A final key point raised in the Easterly-Goldstein article relates to the wisdom of elevating cybersecurity discussions to the board. Anyone who has been to a board meeting and heard a discussion of risk – be it financial, geo-political, or environmental – sees the board is intensely focused on the numbers. Again, returning to their automotive analogy, Easterly and Goldstein note, “The readily apparent safety issues with cars also led to a simple solution: government action to compel adoption of specific security measures with proven better outcomes (italics added).”
I think it’s fair to assume that securing our critical infrastructure from the sophisticated attacks Easterly and Goldstein identify in their article is not going to be as simple as buckling a seat belt, but the key term here is “proven better outcomes.” When making risk-based decisions boards of directors want to know the metrics. Will the interventions have proposed work? Are they cost effective or cost prohibitive? These are the real-world issues we need to address if we are going to talk about enhancing cybersecurity through government action.
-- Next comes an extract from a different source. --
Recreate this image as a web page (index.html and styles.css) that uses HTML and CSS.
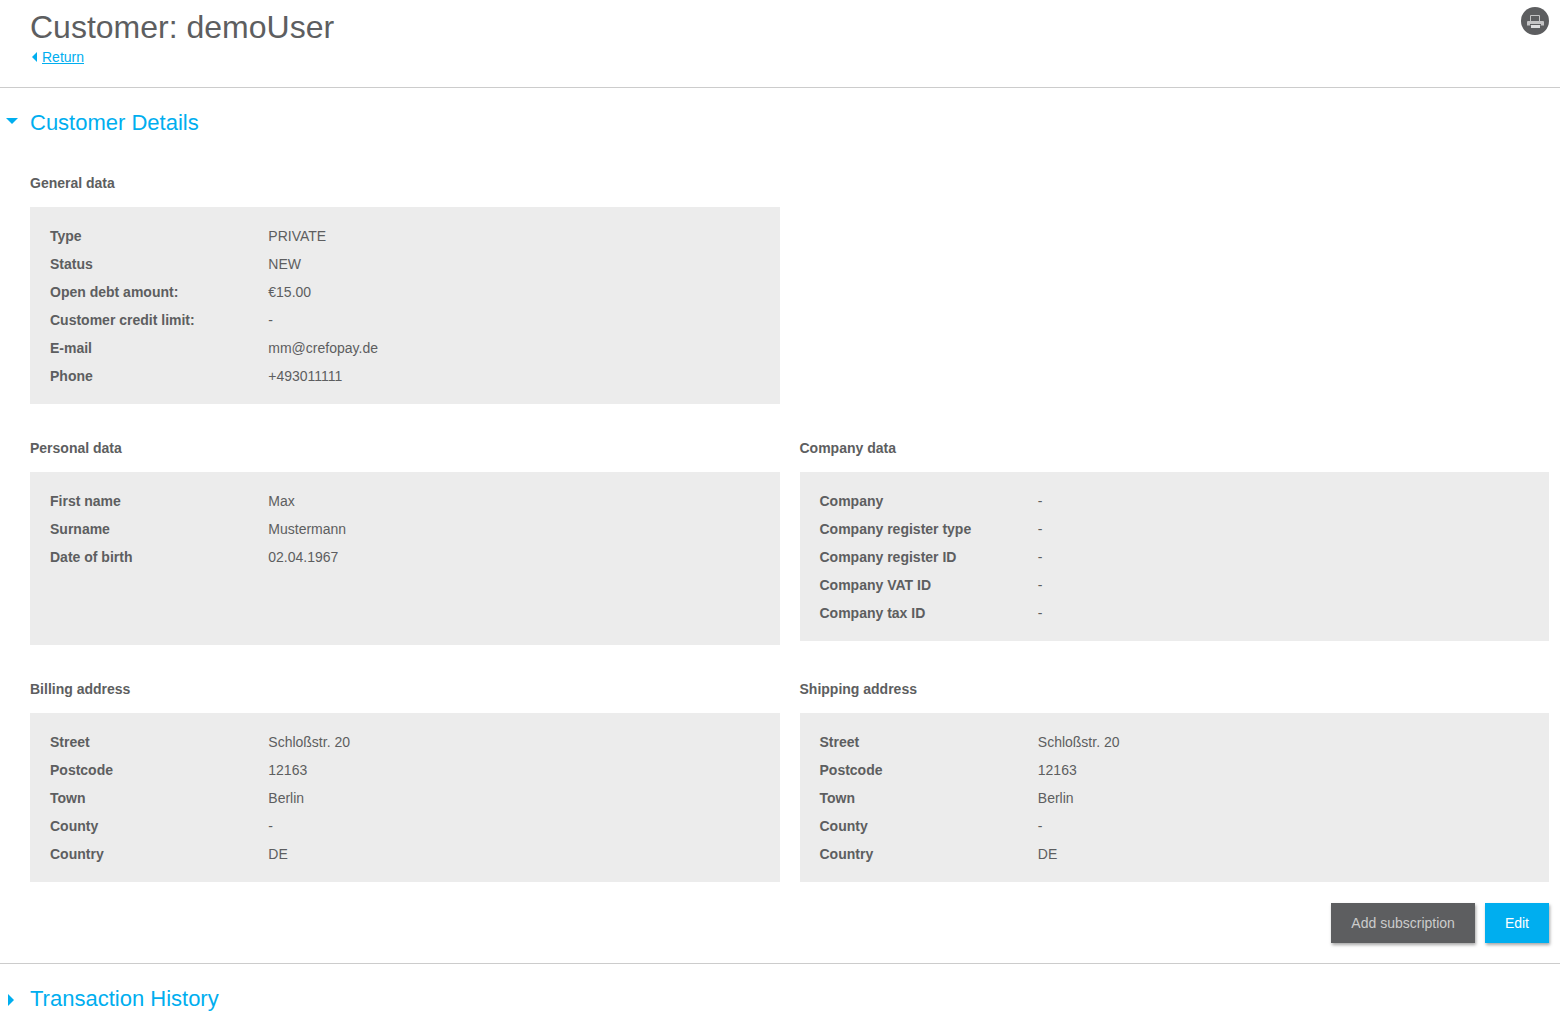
FILE: index.html
```html
<!DOCTYPE html>
<html lang="en">
<head>
<meta charset="utf-8">
<meta name="viewport" content="width=device-width, initial-scale=1">
<title>Customer: demoUser</title>
<link rel="stylesheet" href="styles.css">
</head>
<body>
<header class="page-header">
  <div>
    <h1 class="page-title">Customer: demoUser</h1>
    <div class="return">
      <svg class="return-arrow" width="6" height="10" viewBox="0 0 6 10" aria-hidden="true"><path d="M6 0v10L1 5z"/></svg>
      <a href="#">Return</a>
    </div>
  </div>
  <button class="print" type="button" aria-label="Print">
    <svg width="28" height="28" viewBox="0 0 28 28" aria-hidden="true">
      <circle cx="14" cy="14" r="14" fill="#5d5e60"/>
      <path d="M9.500 14V8.500h9V14" fill="none" stroke="#c4c4c5" stroke-width="1"/>
      <path d="M7 14h15a1 1 0 0 1 1 1v3.500H6V15a1 1 0 0 1 1-1z" fill="#c4c4c5"/>
      <path d="M9 17h11v1.500H9z" fill="#5d5e60"/>
      <path d="M10 18h9v3h-9z" fill="#dededf"/>
    </svg>
  </button>
</header>
<main>
  <details class="section" open>
    <summary class="section-head">
      <svg class="marker" width="12" height="12" viewBox="0 0 12 12" aria-hidden="true"><path d="M0 1h12L6 7z"/></svg>
      <h2 class="section-title">Customer Details</h2>
    </summary>
    <div class="groups">
      <section class="group group-first">
        <h3 class="group-title">General data</h3>
        <dl class="panel">
          <dt>Type</dt><dd>PRIVATE</dd>
          <dt>Status</dt><dd>NEW</dd>
          <dt>Open debt amount:</dt><dd>€15.00</dd>
          <dt>Customer credit limit:</dt><dd>-</dd>
          <dt>E-mail</dt><dd>mm@crefopay.de</dd>
          <dt>Phone</dt><dd>+493011111</dd>
        </dl>
      </section>
      <section class="group">
        <h3 class="group-title">Personal data</h3>
        <dl class="panel panel-personal">
          <dt>First name</dt><dd>Max</dd>
          <dt>Surname</dt><dd>Mustermann</dd>
          <dt>Date of birth</dt><dd>02.04.1967</dd>
        </dl>
      </section>
      <section class="group">
        <h3 class="group-title">Company data</h3>
        <dl class="panel">
          <dt>Company</dt><dd>-</dd>
          <dt>Company register type</dt><dd>-</dd>
          <dt>Company register ID</dt><dd>-</dd>
          <dt>Company VAT ID</dt><dd>-</dd>
          <dt>Company tax ID</dt><dd>-</dd>
        </dl>
      </section>
      <section class="group">
        <h3 class="group-title">Billing address</h3>
        <dl class="panel">
          <dt>Street</dt><dd>Schloßstr. 20</dd>
          <dt>Postcode</dt><dd>12163</dd>
          <dt>Town</dt><dd>Berlin</dd>
          <dt>County</dt><dd>-</dd>
          <dt>Country</dt><dd>DE</dd>
        </dl>
      </section>
      <section class="group">
        <h3 class="group-title">Shipping address</h3>
        <dl class="panel">
          <dt>Street</dt><dd>Schloßstr. 20</dd>
          <dt>Postcode</dt><dd>12163</dd>
          <dt>Town</dt><dd>Berlin</dd>
          <dt>County</dt><dd>-</dd>
          <dt>Country</dt><dd>DE</dd>
        </dl>
      </section>
    </div>
    <div class="actions">
      <button class="button" type="button">Add subscription</button>
      <button class="button button-primary" type="button">Edit</button>
    </div>
  </details>
  <details class="section">
    <summary class="section-head">
      <svg class="marker" width="12" height="12" viewBox="0 0 12 12" aria-hidden="true"><path d="M2 1v12l6-6z"/></svg>
      <h2 class="section-title">Transaction History</h2>
    </summary>
  </details>
</main>
</body>
</html>
```

FILE: styles.css
```css
* {
  box-sizing: border-box;
}

body {
  margin: 0;
  background: #fff;
  color: #5d5e60;
  font: 14px/20px "Liberation Sans", Arial, sans-serif;
}

h1, h2, h3, dl, dd {
  margin: 0;
}

.page-header {
  display: flex;
  justify-content: space-between;
  align-items: flex-start;
  padding: 7px 11px 20px 30px;
  border-bottom: 1px solid #ccc;
}

.page-title {
  font-size: 32px;
  line-height: 40px;
  font-weight: normal;
}

.return {
  display: flex;
  align-items: center;
  gap: 5px;
  padding-left: 1px;
}

.return a {
  color: #00aeef;
}

.return-arrow,
.marker {
  fill: #00aeef;
  overflow: visible;
}

.print {
  display: flex;
  padding: 0;
  border: 0;
  background: none;
  cursor: pointer;
}

.section + .section {
  border-top: 1px solid #ccc;
}

.section-head {
  display: flex;
  align-items: center;
  gap: 12px;
  padding: 19px 6px 0;
  list-style: none;
  cursor: pointer;
}

.section-title {
  color: #00aeef;
  font-size: 22px;
  line-height: 32px;
  font-weight: normal;
}

.groups {
  display: grid;
  grid-template-columns: 1fr 1fr;
  align-items: start;
  gap: 34px 20px;
  padding: 34px 11px 21px 30px;
}

.group-first {
  grid-column: 1;
}

.group-first + .group {
  grid-column: 1;
}

.group-title {
  margin-bottom: 14px;
  font-size: 14px;
  line-height: 20px;
}

.panel {
  display: grid;
  grid-template-columns: 4fr 9fr;
  align-content: start;
  row-gap: 8px;
  padding: 19px 20px 18px;
  background: #ececec;
}

.panel-personal {
  min-height: 173px;
}

.panel dt {
  font-weight: bold;
}

.actions {
  display: flex;
  justify-content: flex-end;
  gap: 10px;
  padding: 0 11px 20px;
}

.button {
  height: 40px;
  padding: 0 20px;
  border: 0;
  background: #5d5e60;
  box-shadow: 1px 2px 3px rgba(0, 0, 0, 0.35);
  color: #ccc;
  font: inherit;
  cursor: pointer;
}

.button-primary {
  background: #00aeef;
  color: #fff;
}
```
Unfortunately, there is virtually no evidence that existing government regulation of cybersecurity works, let alone its cost effectiveness. On the other hand, the principles and toolkits embedded in the Cyber Risk Handbooks alluded to above have been independently assessed and produce proven better outcomes. An independent evaluation from PWC noted that organizations that use these handbooks have better cyber risk management, closer alignment of cybersecurity with business goals, and develop a culture of security. In November of 2022, the World Economic Forum published research from MIT that found that “organizations that use the consensus principles can significantly improve their cyber resilience without raising costs.” and “The CEO who follows the principles is predicted to have 85% fewer incidents.” Should Congress or the SEC choose to incentivize better cyber risk oversight and management they would do well to stick to these proven techniques rather digging deeper into technical mandates.